— Dataset rows —
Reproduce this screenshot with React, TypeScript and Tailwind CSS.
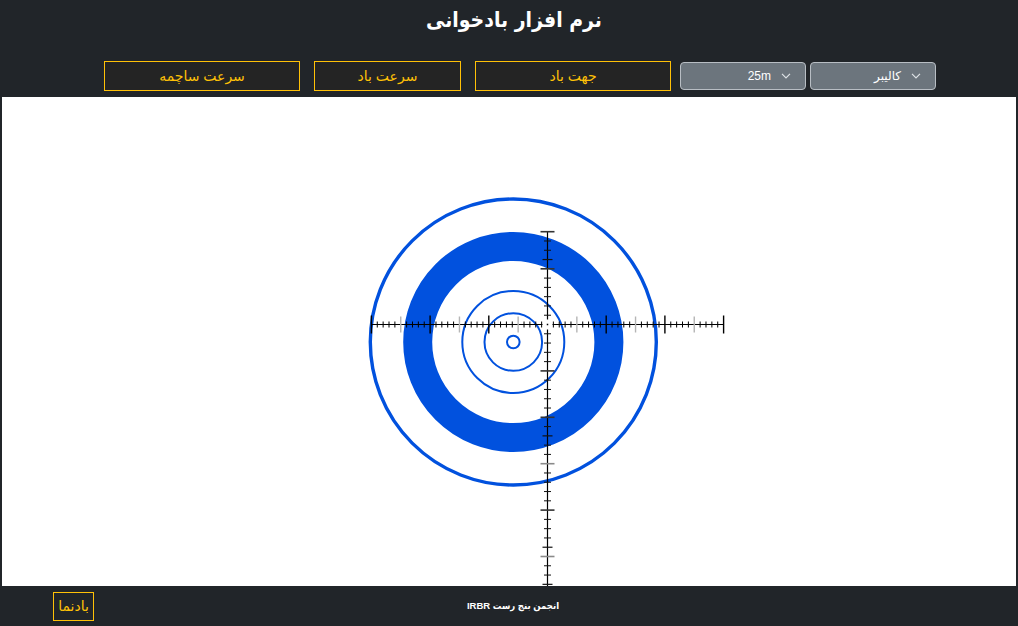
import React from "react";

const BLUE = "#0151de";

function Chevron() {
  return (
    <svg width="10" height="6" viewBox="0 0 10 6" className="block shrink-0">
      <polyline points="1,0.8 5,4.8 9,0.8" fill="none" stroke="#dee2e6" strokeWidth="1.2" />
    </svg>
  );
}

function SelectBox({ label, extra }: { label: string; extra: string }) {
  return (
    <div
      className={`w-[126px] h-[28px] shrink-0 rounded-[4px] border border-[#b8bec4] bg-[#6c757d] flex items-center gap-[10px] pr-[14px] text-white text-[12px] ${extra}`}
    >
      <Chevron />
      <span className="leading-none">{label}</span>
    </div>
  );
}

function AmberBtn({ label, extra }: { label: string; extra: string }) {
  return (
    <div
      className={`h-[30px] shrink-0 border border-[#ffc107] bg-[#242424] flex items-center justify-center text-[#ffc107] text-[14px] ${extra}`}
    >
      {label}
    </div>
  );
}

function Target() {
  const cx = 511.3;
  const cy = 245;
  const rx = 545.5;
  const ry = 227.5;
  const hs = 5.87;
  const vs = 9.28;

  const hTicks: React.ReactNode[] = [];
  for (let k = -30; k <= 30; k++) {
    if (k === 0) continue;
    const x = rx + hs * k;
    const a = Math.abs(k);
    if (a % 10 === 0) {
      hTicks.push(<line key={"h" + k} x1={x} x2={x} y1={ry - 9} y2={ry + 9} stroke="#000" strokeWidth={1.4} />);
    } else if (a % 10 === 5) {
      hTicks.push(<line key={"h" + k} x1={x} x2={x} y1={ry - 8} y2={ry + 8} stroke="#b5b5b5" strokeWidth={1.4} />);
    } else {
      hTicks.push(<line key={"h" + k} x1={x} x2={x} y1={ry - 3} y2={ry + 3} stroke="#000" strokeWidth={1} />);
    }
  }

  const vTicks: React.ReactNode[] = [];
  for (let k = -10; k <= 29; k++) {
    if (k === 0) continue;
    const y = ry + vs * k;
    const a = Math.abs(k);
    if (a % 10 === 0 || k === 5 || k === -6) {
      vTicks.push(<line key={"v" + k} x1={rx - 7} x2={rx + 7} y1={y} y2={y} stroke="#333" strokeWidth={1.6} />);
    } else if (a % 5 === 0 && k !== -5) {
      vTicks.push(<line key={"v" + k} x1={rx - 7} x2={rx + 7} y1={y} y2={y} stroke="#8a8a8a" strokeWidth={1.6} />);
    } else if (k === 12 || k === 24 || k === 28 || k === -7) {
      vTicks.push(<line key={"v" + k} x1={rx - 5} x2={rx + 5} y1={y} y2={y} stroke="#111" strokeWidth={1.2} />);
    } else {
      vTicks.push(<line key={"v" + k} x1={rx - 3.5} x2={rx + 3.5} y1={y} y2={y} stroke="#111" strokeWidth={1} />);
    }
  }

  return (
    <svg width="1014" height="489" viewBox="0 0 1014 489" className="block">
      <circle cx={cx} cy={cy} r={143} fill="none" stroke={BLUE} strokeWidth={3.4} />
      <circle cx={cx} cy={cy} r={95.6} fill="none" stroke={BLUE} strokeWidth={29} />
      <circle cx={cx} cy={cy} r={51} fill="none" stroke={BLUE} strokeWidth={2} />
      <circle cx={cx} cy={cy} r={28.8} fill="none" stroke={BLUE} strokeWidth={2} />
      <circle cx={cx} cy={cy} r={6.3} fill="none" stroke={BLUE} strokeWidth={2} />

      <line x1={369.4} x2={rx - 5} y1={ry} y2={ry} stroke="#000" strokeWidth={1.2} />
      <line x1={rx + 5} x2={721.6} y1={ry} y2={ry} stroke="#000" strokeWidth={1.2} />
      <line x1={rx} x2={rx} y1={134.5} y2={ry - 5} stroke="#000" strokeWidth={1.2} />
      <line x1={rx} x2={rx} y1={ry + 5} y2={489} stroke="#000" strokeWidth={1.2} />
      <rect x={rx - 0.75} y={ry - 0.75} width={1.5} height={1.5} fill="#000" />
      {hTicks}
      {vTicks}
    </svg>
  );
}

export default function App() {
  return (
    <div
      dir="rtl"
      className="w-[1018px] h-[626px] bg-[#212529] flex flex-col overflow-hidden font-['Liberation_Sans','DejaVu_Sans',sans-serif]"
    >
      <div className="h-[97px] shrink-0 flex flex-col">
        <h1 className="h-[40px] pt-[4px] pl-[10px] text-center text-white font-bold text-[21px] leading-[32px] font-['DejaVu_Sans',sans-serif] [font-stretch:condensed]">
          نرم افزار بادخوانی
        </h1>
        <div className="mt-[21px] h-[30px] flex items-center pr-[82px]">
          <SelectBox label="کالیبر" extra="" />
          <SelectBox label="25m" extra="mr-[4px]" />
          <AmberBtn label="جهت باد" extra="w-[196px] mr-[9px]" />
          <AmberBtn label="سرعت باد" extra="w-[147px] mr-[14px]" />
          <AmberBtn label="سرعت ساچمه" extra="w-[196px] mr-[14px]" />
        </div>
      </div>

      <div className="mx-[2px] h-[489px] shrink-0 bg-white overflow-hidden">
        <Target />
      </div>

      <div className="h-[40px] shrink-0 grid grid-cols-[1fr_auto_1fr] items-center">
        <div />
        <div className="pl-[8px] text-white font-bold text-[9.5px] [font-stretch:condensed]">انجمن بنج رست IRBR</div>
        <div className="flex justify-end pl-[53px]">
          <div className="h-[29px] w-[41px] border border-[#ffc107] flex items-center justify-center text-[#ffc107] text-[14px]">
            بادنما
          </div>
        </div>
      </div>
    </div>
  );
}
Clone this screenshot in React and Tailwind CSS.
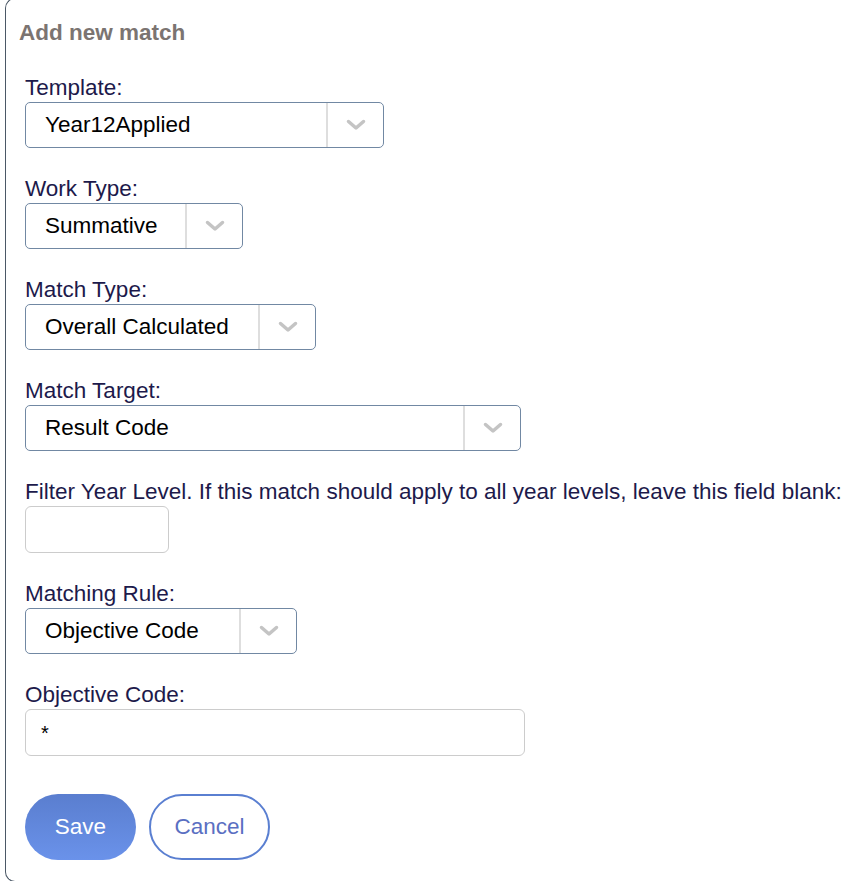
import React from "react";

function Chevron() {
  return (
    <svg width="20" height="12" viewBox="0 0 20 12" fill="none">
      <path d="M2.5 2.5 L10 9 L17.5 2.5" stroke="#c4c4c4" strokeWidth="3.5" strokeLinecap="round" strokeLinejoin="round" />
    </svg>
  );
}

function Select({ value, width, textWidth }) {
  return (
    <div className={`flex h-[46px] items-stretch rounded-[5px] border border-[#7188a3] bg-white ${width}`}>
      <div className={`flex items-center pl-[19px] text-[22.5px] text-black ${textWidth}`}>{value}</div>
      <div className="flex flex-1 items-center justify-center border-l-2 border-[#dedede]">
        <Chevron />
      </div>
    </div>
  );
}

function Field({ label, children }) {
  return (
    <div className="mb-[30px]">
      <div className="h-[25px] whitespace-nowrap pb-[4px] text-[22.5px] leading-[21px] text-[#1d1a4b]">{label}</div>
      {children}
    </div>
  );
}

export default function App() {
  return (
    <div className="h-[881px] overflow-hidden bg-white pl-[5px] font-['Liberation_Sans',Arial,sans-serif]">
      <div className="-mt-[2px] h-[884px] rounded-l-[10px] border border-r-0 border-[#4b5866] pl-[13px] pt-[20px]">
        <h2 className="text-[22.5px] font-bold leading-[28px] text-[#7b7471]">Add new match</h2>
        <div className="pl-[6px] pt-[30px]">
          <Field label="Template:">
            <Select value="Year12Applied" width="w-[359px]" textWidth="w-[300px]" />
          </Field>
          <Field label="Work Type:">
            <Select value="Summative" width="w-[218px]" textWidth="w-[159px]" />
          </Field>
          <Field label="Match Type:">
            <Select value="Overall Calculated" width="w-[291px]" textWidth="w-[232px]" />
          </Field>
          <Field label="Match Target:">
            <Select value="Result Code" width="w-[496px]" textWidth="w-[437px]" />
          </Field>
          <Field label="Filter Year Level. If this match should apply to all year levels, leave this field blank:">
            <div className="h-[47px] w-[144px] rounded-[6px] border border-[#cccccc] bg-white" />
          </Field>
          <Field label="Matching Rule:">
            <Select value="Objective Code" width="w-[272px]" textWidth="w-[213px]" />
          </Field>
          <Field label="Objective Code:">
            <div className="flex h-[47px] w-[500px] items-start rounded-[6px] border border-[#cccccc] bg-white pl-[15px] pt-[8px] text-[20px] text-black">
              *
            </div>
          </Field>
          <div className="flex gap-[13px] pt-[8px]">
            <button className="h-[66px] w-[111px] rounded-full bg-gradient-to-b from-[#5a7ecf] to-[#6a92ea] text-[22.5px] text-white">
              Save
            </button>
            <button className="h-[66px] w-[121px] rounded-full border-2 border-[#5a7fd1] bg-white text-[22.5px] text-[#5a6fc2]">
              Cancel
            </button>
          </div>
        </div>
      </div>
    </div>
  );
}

— Written instruction —
Which lines hold the word "React"? Copy all of them.

— Problem solution —
Reproduce this screenshot with React, TypeScript and Tailwind CSS.
import React from "react";
  const hTicks: React.ReactNode[] = [];
  const vTicks: React.ReactNode[] = [];
Clone this screenshot in React and Tailwind CSS.
import React from "react";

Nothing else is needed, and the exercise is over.